Soft skills for the future of work

Soft skills for the future of work

When it comes to applying for a job, having the right soft skills is crucial to employers. Chisholm Careers Counsellor Lawrence Moore explains.


Soft skills are personal attributes that are needed for success on the job, rather than technical abilities you learn at TAFE or university. Examples include having a good work ethic, being able to problem solve and having solid communication skills. 

Chisholm Careers Counsellor Lawrence Moore says these kinds of soft skills are “ultra-important” to employers. In fact, it’s one of the reasons why big firms like PwC are offering higher apprenticeships.  

Whereas in the past, you’d have to go to university, get a degree, do a grad program then start your career in professional services, now there’s another option. With higher apprenticeships, you’re earning, learning on the job and getting your qualification all at the same time.  

 “Consultancy firms would traditionally hire graduates from the top-end universities – the cream of the crop – bring them in only to find it takes them about a year to become productive,” says Lawrence. “They may have all the technical skills and knowledge, but lack soft skills to, for example, be able to deal with a customer. Soft skills are crucial to employers.” 

So, which soft skills are in high demand? Let’s take a look. 

Effective communication skills 

Being able to communicate with a diverse range of people from all walks of life is extremely important in this day and age. Demonstrating that you can deal with all sorts of people, whether they are older, younger, or from different cultures, will hold you in good stead when it comes to employability. 


Being able to collaborate and work things out together is another soft skill employers are looking for, Lawrence says. “In a workplace, you need to be able to recognise that different people have different strengths and to see that as a positive, rather than something to compete with,” he says. 

It’s one of the reasons why interviewers often ask for an example of when you’ve done something effectively in a team that you couldn’t have achieved individually. “A team can be more than a sum of the parts, and that’s an important learning to demonstrate when you’re marketing yourself to an employer,” Lawrence says. 


Dependability is another key soft skill. “This is a huge one for employers, especially when they’re assessing applicants without a proven work history,” says Lawrence. “They want to know you have the work ethic to turn up on time or at least to give lots of notice if you’re running late or not going to make it. Likewise, they want assurance that given a task, you’ll see it through or if you can’t, you’ll ask for help.” 


As we all know, things don’t always go to plan, but it’s important to be able to adapt and be flexible. 

How do you deal with change? How resilient are you?  

Are you good at creating a plan B if plan A doesn’t work? What examples can you provide to prospective employers to show you are adaptable? 

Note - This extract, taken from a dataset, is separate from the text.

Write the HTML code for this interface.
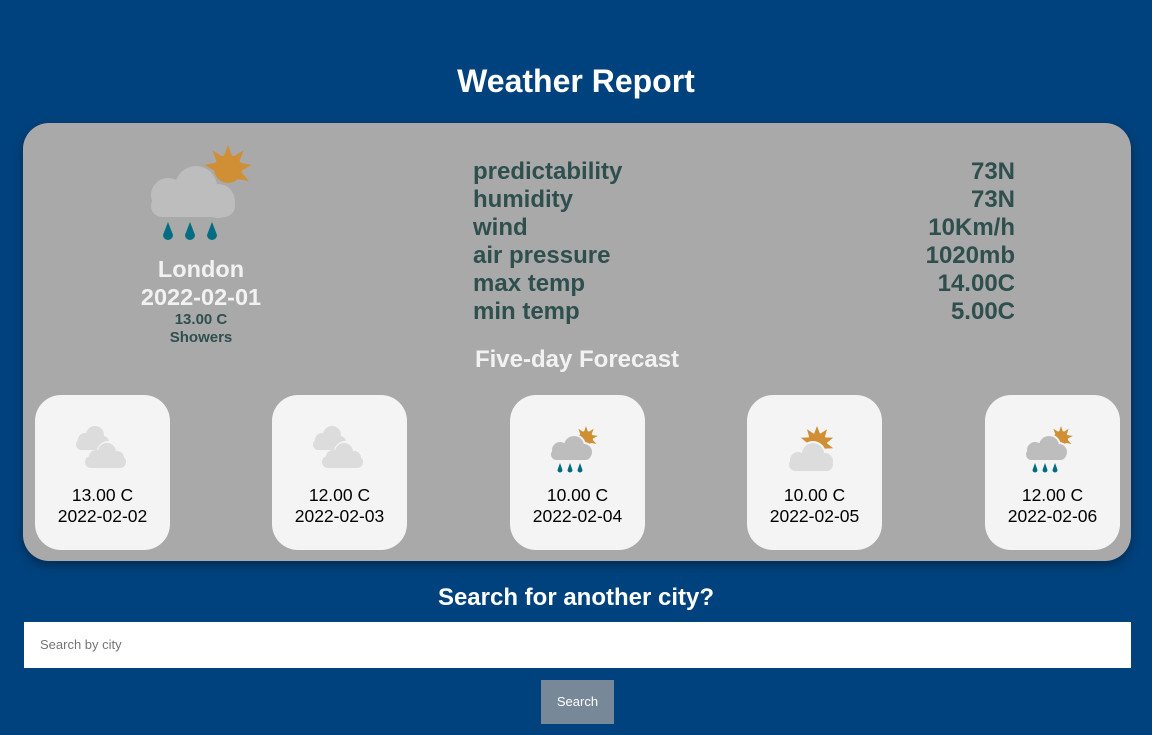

These skills are more essential than ever nowadays, given the changing work conditions. 

Conflict resolution 

The ability to see conflict as a positive thing in a working relationship is vital, Lawrence says.  

“Personally, I’ve always liked people with a different personality type to me,” he says. “I tend to see only the big picture and the positive outcomes. For that reason, I need someone around me who is a nit-picker who can see what could go wrong.” 

Lawrence says that sometimes being able to resolve conflict is a skill that evolves with time. “You may not realise it when you’re 20, but as you get older you may come to appreciate the value of having people who are different from you,” he says. 

Leadership skills 

Even if you don’t aspire to a leadership position, leadership skills are important. In a team setting, for example, you may be required to show leadership skills from time to time, so this soft skill will be looked upon favourably by employers. 

Emotional intelligence is another soft skill that’s highly sought after. Emotional intelligence ties in with having strong social skills and a sense of empathy, which all affect your ability to get along with others in the workplace. 

Problem solving and critical thinking 

Being able to solve problems is another soft skill employers want to see. Can you get past roadblocks? 

Likewise, critical thinking comes in handy on the job. Being able to objectively question, analyse and evaluate is a useful skill, as it can help prevent mistakes from being made and save employers time and money. 

Research skills 

Another soft skill to be aware of is your ability to find information from a variety of sources. Googling something on the internet is one thing, but can you go through an organisation’s library or data system to find information? Again, this can save employers time and money, as you won’t be recreating the wheel. 


Even in technical jobs, creativity is a fundamental soft skill. Creativity isn’t just about coming up with innovative concepts, it’s about thinking outside the box and coming up with solutions that other people haven’t thought of. 


In some organisations, integrity may be the most important soft skill employers are looking for. Whether you’re handling the petty cash in a small retail shop or dealing with sensitive data in the corporate sector, employers want to know you are trustworthy and that you understand how to handle the information you’re privy to.